Take each line containing "React" and report it exactly as written.

▶ [Part of a data file]
•••••
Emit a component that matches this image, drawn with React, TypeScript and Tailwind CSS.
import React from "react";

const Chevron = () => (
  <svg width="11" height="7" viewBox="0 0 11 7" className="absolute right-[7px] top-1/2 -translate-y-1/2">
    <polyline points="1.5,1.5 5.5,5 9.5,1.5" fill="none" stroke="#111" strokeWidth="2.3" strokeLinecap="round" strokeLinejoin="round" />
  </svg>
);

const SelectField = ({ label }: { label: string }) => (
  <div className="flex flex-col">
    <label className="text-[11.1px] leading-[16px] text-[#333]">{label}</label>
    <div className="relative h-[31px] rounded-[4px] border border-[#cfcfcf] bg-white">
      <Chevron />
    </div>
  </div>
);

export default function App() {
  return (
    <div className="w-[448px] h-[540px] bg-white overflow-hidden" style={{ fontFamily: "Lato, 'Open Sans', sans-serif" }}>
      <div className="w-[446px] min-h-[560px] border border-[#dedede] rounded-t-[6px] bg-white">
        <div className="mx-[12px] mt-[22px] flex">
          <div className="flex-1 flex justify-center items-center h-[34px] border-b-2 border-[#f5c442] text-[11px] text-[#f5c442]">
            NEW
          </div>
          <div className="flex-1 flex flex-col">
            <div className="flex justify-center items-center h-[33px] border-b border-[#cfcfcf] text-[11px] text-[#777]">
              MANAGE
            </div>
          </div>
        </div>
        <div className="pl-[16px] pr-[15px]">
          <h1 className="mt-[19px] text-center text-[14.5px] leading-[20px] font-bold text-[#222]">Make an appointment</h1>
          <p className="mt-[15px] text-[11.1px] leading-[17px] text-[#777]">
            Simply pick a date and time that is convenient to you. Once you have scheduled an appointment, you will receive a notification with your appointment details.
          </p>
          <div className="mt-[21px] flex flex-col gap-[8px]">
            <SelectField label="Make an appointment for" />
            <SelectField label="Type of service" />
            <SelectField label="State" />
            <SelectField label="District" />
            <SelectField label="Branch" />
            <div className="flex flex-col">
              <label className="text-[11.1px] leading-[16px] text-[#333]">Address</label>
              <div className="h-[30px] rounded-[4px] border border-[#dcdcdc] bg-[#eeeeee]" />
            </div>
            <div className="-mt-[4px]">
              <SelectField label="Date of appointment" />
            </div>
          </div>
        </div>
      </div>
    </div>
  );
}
•••••
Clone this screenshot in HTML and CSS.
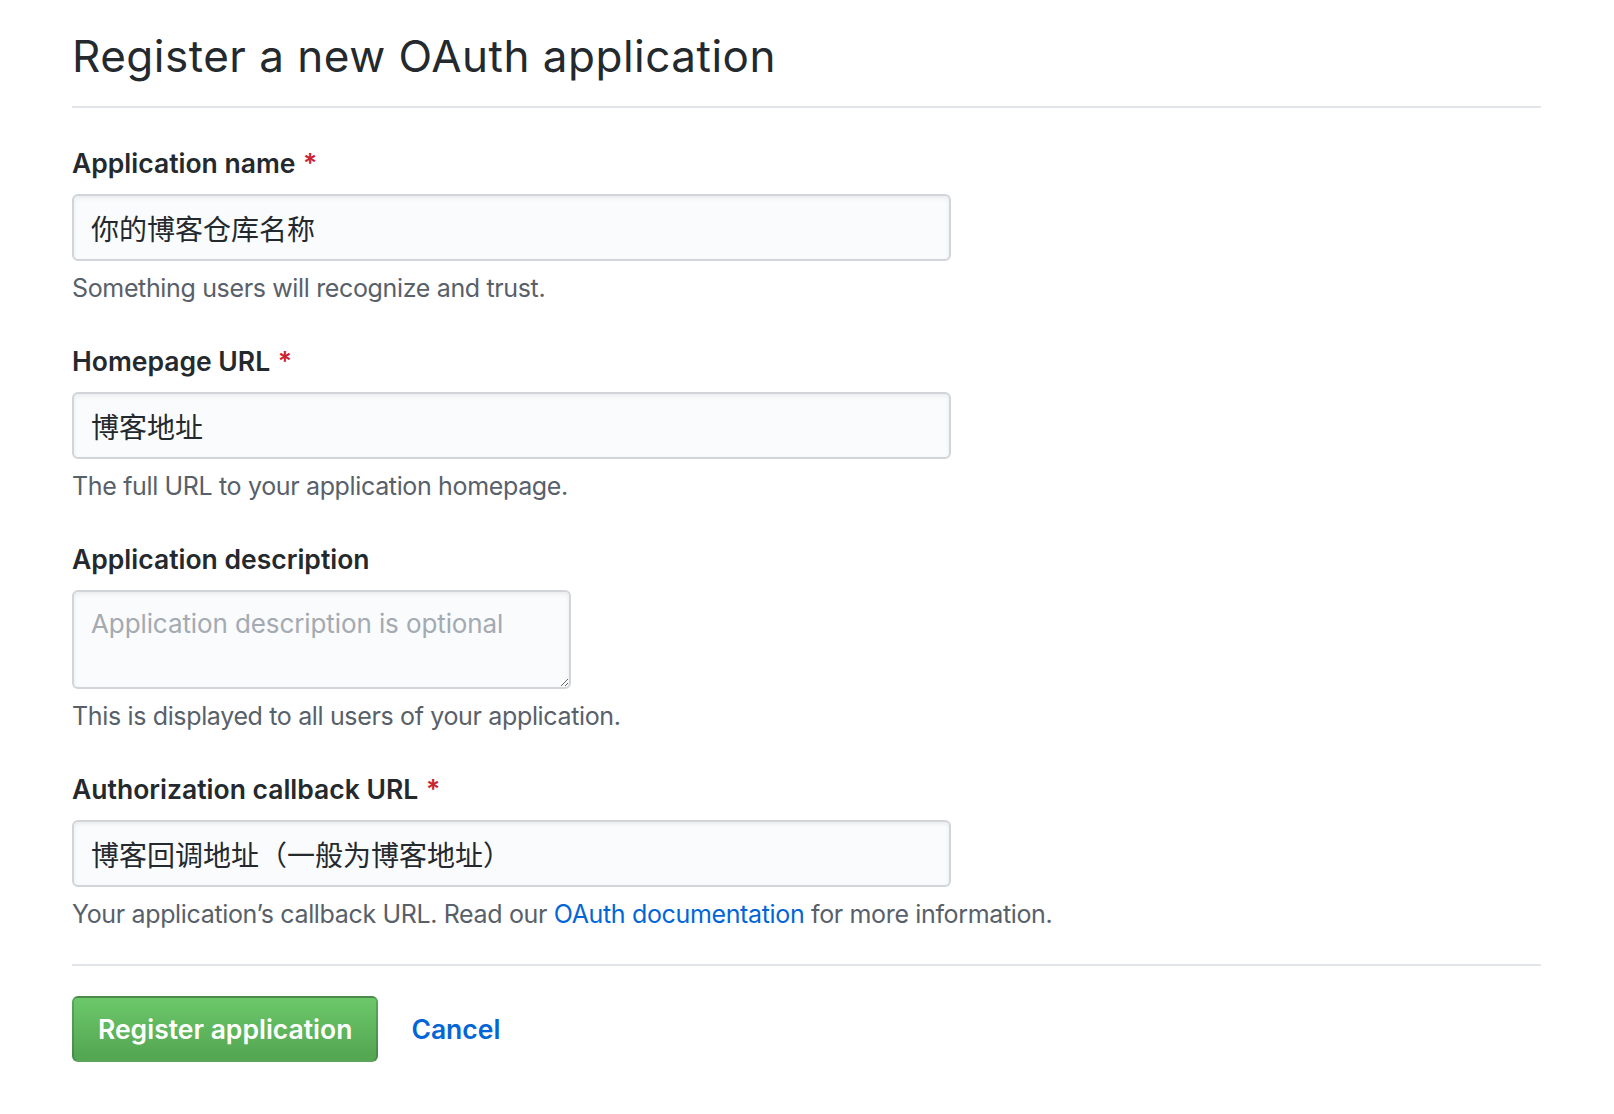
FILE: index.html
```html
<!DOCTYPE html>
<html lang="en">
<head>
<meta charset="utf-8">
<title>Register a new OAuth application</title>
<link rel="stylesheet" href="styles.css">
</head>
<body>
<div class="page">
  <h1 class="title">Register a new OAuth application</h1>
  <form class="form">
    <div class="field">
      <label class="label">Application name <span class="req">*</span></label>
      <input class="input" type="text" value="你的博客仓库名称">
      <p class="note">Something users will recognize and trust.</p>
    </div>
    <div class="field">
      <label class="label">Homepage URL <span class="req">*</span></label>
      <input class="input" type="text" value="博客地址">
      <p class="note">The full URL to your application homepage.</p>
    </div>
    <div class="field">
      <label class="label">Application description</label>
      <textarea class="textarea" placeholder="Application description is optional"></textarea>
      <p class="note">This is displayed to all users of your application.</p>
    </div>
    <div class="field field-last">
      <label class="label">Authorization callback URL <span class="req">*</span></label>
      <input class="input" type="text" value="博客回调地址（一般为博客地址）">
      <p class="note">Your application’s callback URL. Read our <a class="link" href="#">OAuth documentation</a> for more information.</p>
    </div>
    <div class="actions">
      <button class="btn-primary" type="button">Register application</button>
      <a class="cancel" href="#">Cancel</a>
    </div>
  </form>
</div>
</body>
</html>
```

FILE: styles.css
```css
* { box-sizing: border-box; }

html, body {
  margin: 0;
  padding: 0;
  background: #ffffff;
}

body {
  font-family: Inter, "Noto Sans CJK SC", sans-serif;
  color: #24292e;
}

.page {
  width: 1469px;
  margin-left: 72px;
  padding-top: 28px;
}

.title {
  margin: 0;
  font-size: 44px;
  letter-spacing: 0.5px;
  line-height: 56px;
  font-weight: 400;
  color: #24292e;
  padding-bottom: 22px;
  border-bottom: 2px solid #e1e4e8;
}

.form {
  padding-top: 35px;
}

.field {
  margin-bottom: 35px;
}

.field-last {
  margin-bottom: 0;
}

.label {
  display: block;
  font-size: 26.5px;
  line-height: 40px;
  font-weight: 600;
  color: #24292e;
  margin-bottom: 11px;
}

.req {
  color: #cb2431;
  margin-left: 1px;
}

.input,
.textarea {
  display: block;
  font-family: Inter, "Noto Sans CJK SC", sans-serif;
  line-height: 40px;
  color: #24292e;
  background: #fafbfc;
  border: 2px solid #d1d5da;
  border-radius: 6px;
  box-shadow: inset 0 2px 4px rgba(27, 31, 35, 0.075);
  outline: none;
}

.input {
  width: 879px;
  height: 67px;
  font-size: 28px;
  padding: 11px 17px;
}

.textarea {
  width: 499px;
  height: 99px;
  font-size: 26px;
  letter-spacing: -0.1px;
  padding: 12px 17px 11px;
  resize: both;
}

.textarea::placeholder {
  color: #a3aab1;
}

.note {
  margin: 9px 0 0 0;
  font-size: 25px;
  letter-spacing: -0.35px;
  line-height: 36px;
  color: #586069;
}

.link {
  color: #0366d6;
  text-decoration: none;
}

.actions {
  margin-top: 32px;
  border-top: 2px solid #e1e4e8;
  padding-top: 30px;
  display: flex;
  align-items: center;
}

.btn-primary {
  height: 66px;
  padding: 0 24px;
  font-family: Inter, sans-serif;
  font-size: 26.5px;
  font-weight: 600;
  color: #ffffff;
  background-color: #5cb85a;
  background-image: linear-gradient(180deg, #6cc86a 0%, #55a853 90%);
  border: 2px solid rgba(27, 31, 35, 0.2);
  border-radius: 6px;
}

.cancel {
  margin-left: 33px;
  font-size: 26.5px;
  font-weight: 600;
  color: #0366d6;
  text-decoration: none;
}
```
•••••
▶ [Solution to the problem]
Emit a component that matches this image, drawn with React, TypeScript and Tailwind CSS.
import React from "react";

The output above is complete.